Если рассматривать «Повесть об азовском осадном сидении» на фоне русской литературы 1630-х – 1640-х годов, то бросается в глаза ее художественно-полемическая уникальность. Никто в то время не ввязывался даже в осторожную полемику с царем и московскими властями; наоборот, в литературе 1630-х – 1640-х годов старательно поддерживалось впечатление внешнего благополучия.

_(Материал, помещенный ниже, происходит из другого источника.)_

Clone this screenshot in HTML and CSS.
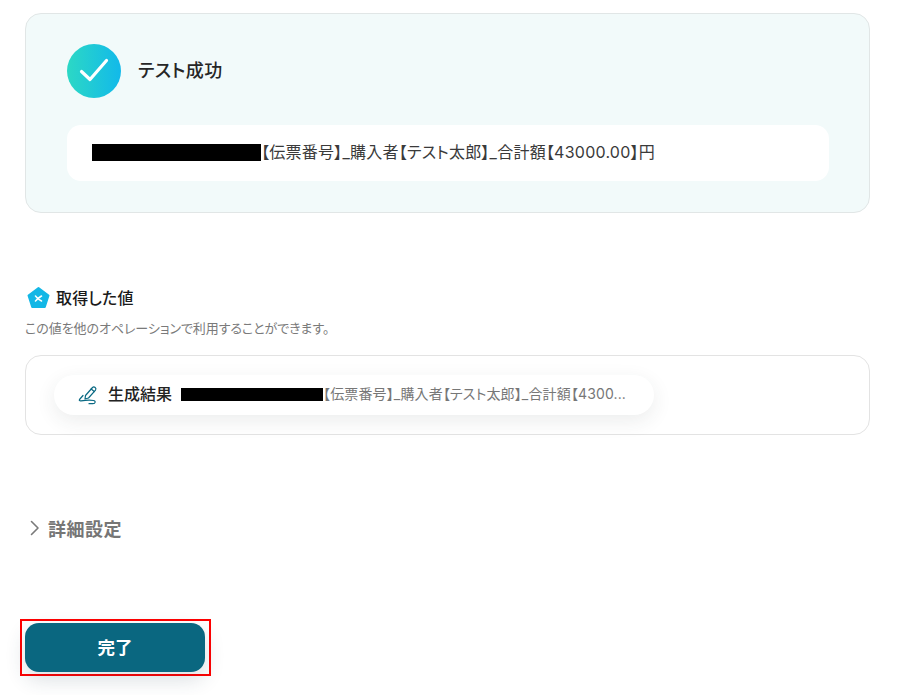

Наряду с резкостью выражаемого недовольства особенность «Повести» состояла еще в том, что в ней, пожалуй, впервые в средневековой русской литературе идейная полемика велась не в привычной манере логических суждений, а почти целиком художественными средствами. В обстановке грандиозной российской волокиты 1630-х – 1640-х годов автор «Повести» избрал необычную манеру полемики, вероятно, для того, чтобы наверняка пробить эту самую волокиту, жалить неожиданнее и острее. И это ему, по-видимому, удалось. В политической силе художественного слова власти разобрались быстро. Недаром для сочинителя «Повести», если им являлся Федор Порошин, дело закончилось ссылкой в Сибирь106.
И в этом отношении «Повести об Азовском сидении» не подыскивается литературных аналогий тех лет. Некоторую близость к ней проявляет лишь уже упоминавшаяся «Повесть о Ерше Ершовиче», который «что змия ис-под куста глядить»107. К выбору необычной, дерзкой манеры полемики мог подтолкнуть, между прочим, и общий рост индивидуального авторского начала в XVII в. – процесс неостановимый108. Прошло 25 лет, и вовсю развернулся мощный художественно-полемический талант Аввакума.

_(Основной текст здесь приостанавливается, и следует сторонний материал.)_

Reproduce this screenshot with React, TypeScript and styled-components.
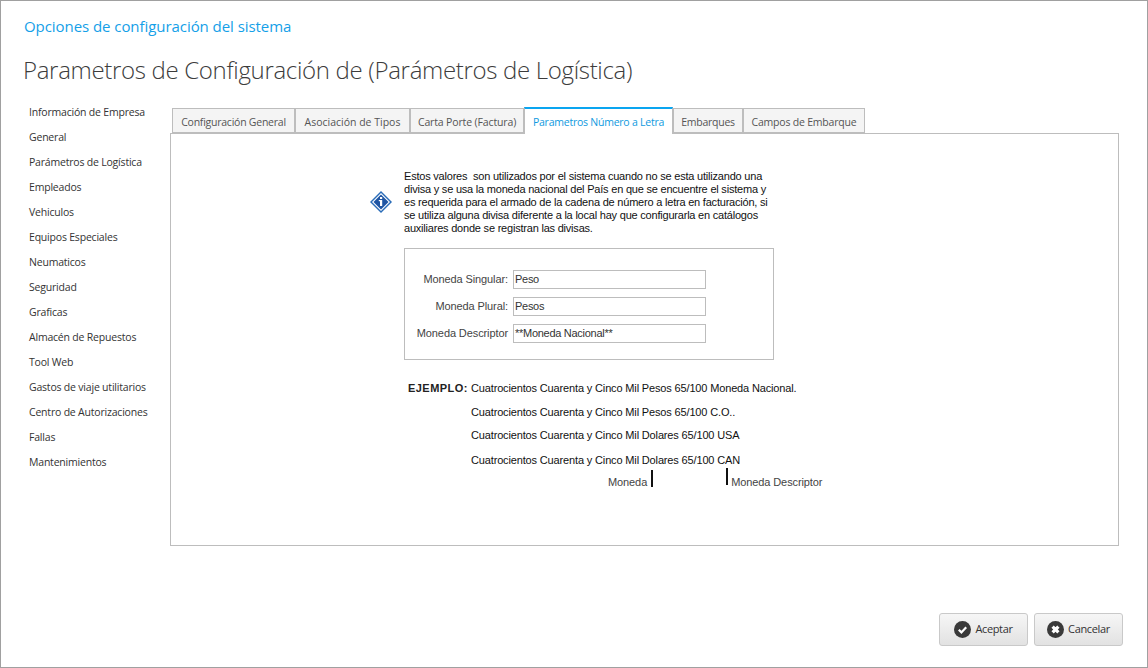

1650-е – первая половина 1660-х годов: стремление верхов к умиротворению общества, но отгороженность от «нагих-босых»
1650-е – первая половина 1660-х годов – это время проведения и утверждения никоновских реформ, породивших большое число разнообразных сочинений и документов. Подавляющее большинство их было посвящено относительно частным, утилитарным темам. Не так уж много памятников широко характеризовало общественные настроения тех лет. К таковым из рукописных источников относились лишь единичные документально-полемические сочинения со вкраплениями очень кратких характеристик общероссийской обстановки да одна-две повести. Среди печатных изданий 1650-х – первой половины 1660-х годов было немало повторений прошлого. Пожалуй, не более 15 изданий отличалось оригинальными предисловиями и послесловиями. Они-то и составляют основной фонд текстов для наших наблюдений.

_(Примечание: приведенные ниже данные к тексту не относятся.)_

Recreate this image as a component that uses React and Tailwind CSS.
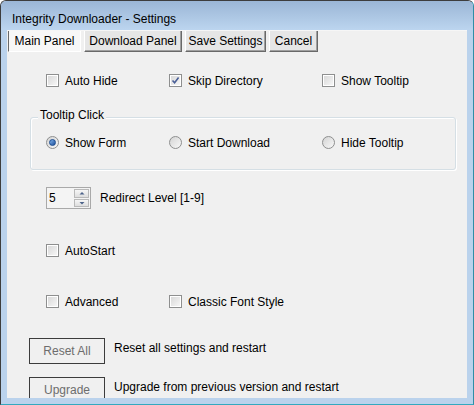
import React from 'react';

const font = { fontFamily: '"Liberation Sans", Arial, sans-serif' };

const Check = ({ checked }) => (
    <span className="w-[13px] h-[13px] shrink-0 border border-[#8e8f8f] bg-white p-px flex">
        <span className="flex-1 bg-gradient-to-br from-[#d9d9d9] to-[#f6f6f6] flex items-center justify-center">
            {checked && (
                <svg width="9" height="9" viewBox="0 0 9 9">
                    <path d="M1.5 4.5 L3.6 6.8 L7.6 1.6" fill="none" stroke="#4a5f97" strokeWidth="1.6" />
                </svg>
            )}
        </span>
    </span>
);

const Radio = ({ checked }) => (
    <span className="w-[13px] h-[13px] shrink-0 rounded-full border border-[#8e8f8f] bg-gradient-to-br from-[#d4d4d4] to-[#f8f8f8] flex items-center justify-center">
        {checked && <span className="w-[7px] h-[7px] rounded-full bg-gradient-to-br from-[#7fb2ec] to-[#1d4f9a] border border-[#194a8f]" />}
    </span>
);

const Option = ({ label, checked, radio }) => (
    <div className="flex items-center gap-[6px] h-[13px]">
        {radio ? <Radio checked={checked} /> : <Check checked={checked} />}
        <span className="text-[12px] leading-none text-black whitespace-nowrap">{label}</span>
    </div>
);

const TabButton = ({ label, active, w }) => (
    <div
        className={
            active
                ? 'h-[22px] flex items-center justify-center border border-t-[#696969] border-l-[#696969] border-r-white border-b-white bg-[#f7f7f7] text-[12px] text-black'
                : 'h-[22px] flex items-center justify-center border border-t-white border-l-white border-r-[#696969] border-b-[#696969] bg-[#e6e6e6] shadow-[inset_-1px_-1px_0_#a0a0a0] text-[12px] text-black'
        }
        style={{ width: w }}
    >
        {label}
    </div>
);

const Spinner = () => (
    <div className="w-[45px] h-[22px] border border-[#a9a9a9] bg-[#f4f4f4] flex items-center pl-[2px] pr-[1px]">
        <span className="flex-1 text-[12px] leading-none text-black">5</span>
        <div className="w-[15px] h-[18px] flex flex-col gap-[1px]">
            {['M1.5 4.5 L4 2 L6.5 4.5 Z', 'M1.5 2 L4 4.5 L6.5 2 Z'].map((d) => (
                <div key={d} className="flex-1 border border-[#b9b9b9] bg-gradient-to-b from-[#f6f6f6] to-[#dedede] flex items-center justify-center">
                    <svg width="8" height="6" viewBox="0 0 8 6">
                        <path d={d} fill="#4c6289" />
                    </svg>
                </div>
            ))}
        </div>
    </div>
);

const FlatButton = ({ label }) => (
    <div className="w-[76px] h-[26px] shrink-0 border border-[#3c3c3c] flex items-center justify-center text-[12px] text-[#6d6d6d]">
        {label}
    </div>
);

export default function App() {
    return (
        <div className="w-[474px] h-[405px] overflow-hidden bg-white" style={font}>
            <div className="w-[474px] h-[405px] flex flex-col bg-[#bad2ec] border border-t-[#3d3d3d] border-l-[#3d3d3d] border-r-[#2f8ea6] border-b-[#33a9bf] rounded-t-[6px] overflow-hidden">
                {/* title bar */}
                <div className="h-[29px] shrink-0 bg-gradient-to-b from-[#9bb6d6] to-[#bcd5ef] flex items-center pl-[11px] pt-[7px]">
                    <span className="text-[12px] text-black leading-none">Integrity Downloader - Settings</span>
                </div>

                <div className="flex-1 mx-[6px] mb-[6px] bg-[#f0f0f0] border-t border-[#f6f6f6] flex flex-col overflow-hidden">
                    {/* top buttons */}
                    <div className="flex gap-[3px] pl-[1px] mt-[-1px]">
                        <TabButton label="Main Panel" active w={73} />
                        <TabButton label="Download Panel" w={98} />
                        <TabButton label="Save Settings" w={81} />
                        <TabButton label="Cancel" w={49} />
                    </div>

                    {/* options row */}
                    <div className="grid grid-cols-[123px_153px_1fr] pl-[39px] mt-[22px]">
                        <Option label="Auto Hide" />
                        <Option label="Skip Directory" checked />
                        <Option label="Show Tooltip" />
                    </div>

                    {/* group box */}
                    <div className="relative ml-[23px] w-[426px] h-[53px] mt-[30px] shrink-0 border border-[#d5dfe5] rounded-[3px] shadow-[inset_1px_1px_0_#ffffff,1px_1px_0_#ffffff]">
                        <span className="absolute -top-[9px] left-[7px] px-[2px] bg-[#f0f0f0] text-[12px] leading-none text-black">Tooltip Click</span>
                        <div className="grid grid-cols-[123px_153px_1fr] pl-[15px] pt-[18px]">
                            <Option label="Show Form" radio checked />
                            <Option label="Start Download" radio />
                            <Option label="Hide Tooltip" radio />
                        </div>
                    </div>

                    {/* redirect level */}
                    <div className="flex items-center gap-[9px] pl-[39px] mt-[17px]">
                        <Spinner />
                        <span className="text-[12px] leading-none text-black">Redirect Level [1-9]</span>
                    </div>

                    <div className="pl-[39px] mt-[35px]">
                        <Option label="AutoStart" />
                    </div>

                    <div className="grid grid-cols-[123px_1fr] pl-[39px] mt-[38px]">
                        <Option label="Advanced" />
                        <Option label="Classic Font Style" />
                    </div>

                    <div className="flex items-start gap-[9px] pl-[22px] mt-[30px]">
                        <FlatButton label="Reset All" />
                        <span className="text-[12px] leading-none text-black pt-[4px]">Reset all settings and restart</span>
                    </div>

                    <div className="flex items-start gap-[9px] pl-[22px] mt-[13px]">
                        <FlatButton label="Upgrade" />
                        <span className="text-[12px] leading-none text-black pt-[4px]">Upgrade from previous version and restart</span>
                    </div>
                </div>
            </div>
        </div>
    );
}
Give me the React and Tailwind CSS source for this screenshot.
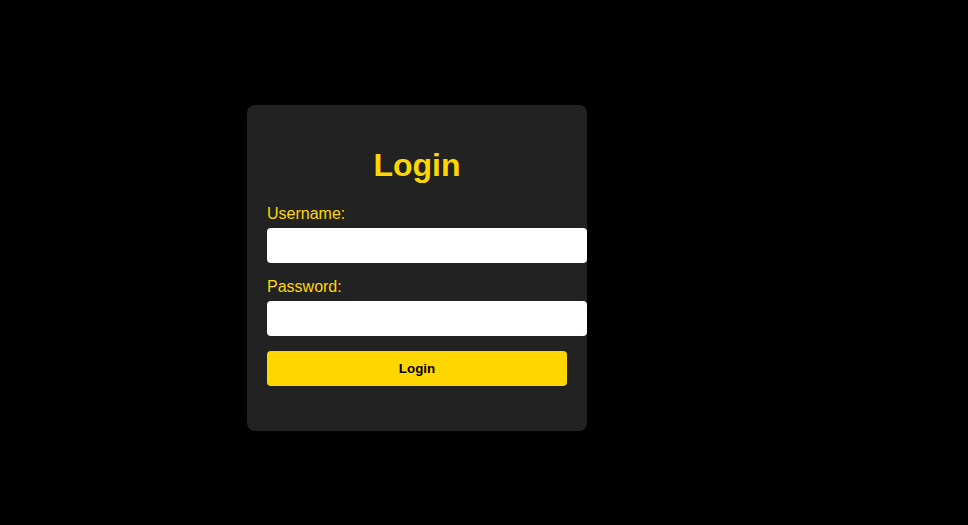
export default function App() {
  return (
    <div className="min-h-[525px] w-full bg-black pl-[247px] pt-[105px]" style={{ fontFamily: '"Liberation Sans", Arial, sans-serif' }}>
      <div className="w-[340px] h-[326px] rounded-[8px] bg-[#222222] px-[20px] pt-[20px]">
        <h1 className="mt-[22px] mb-[21px] text-center text-[32px] leading-[37px] font-bold text-[#FFD700]">Login</h1>
        <label className="block text-[16px] leading-[18px] text-[#FFD700] mb-[5px]">Username:</label>
        <input type="text" className="block w-[320px] h-[35px] rounded-[4px] bg-white border-0 outline-none mb-[15px]" />
        <label className="block text-[16px] leading-[18px] text-[#FFD700] mb-[5px]">Password:</label>
        <input type="password" className="block w-[320px] h-[35px] rounded-[4px] bg-white border-0 outline-none" />
        <button className="mt-[15px] w-[300px] h-[35px] rounded-[4px] bg-[#FFD700] text-black text-[13.33px] font-bold">Login</button>
      </div>
    </div>
  );
}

Старопечатные предисловия и послесловия 1650-х – начала 1660-х годов делятся на три хронологические группы. Для этих текстов первой половины 1650-х годов были типичны довольно длинные панегирики царю и патриарху за проводимые церковные реформы, например в предисловиях, сочиненных Епифанием Славинецким: Алексей Михайлович и Никон «преданыя им грады украшают, к сим суд праведен, правду нелицеприятну, любовь истинну, благочестие неповредно храняще…» (41)109; «О, достохвалнаго, благоприятнаго, ползоноснаго, благопотребнаго священноначалническаго тщателства, им же… пажить уготовляется… вода… в напоение… почерпается … благолепие устроевается… чин… опасно соблюдается» и т. д. (Скрижаль, 11–12). Ср. «покаянные» стихи, сочиненные не ранее патриаршества Никона: «Второй Иерусалим явися царство Московское. Убо зрите и разумейте, вернии сынове света, российское достояние» (41).
Но издатели не увлекались идеализацией событий. Во всех их похвалах поминались некие теневые обстоятельства, в которых вершили реформы царь и патриарх: «воистинну бо их благочестным повелением лукавство исчезе, неправда отгнана бысть, лжа потребися…» (Служебник, 42–43). Эти отрицательные обстоятельства пояснялись и поконкретнее: власти «от священноначалствуемых мрачную умовреднаго невежества тму прогоняют», «темен неведения мрак разрешающе», «неве жества во многих уме лежащаго камень… от мысленнаго таинъственных священнодейств кладязя отвалити потщася» (Скрижаль, 4, 9—10). Издательские панегирики, несомненно, намекали на противодействие в российском обществе распространению никоновских реформ. Автор предисловия к «Скрижали» открыто негодовал: то, что ввел Никон, «неким неискусным и самомудрым, паче же суемудрым скаредовиднаго безчиния рачителем есть ненавистно. Сии бо темным умовредныя ненависти или дебелаго неведения мраком душевредне омрачившеся и мысленная очеса своя во еже на светлую исправлений лучи не зрети смеживше… Оле, пагубоноснаго роптаниа! О, несмыслении ропотницы!..» (Скрижаль, 13–14).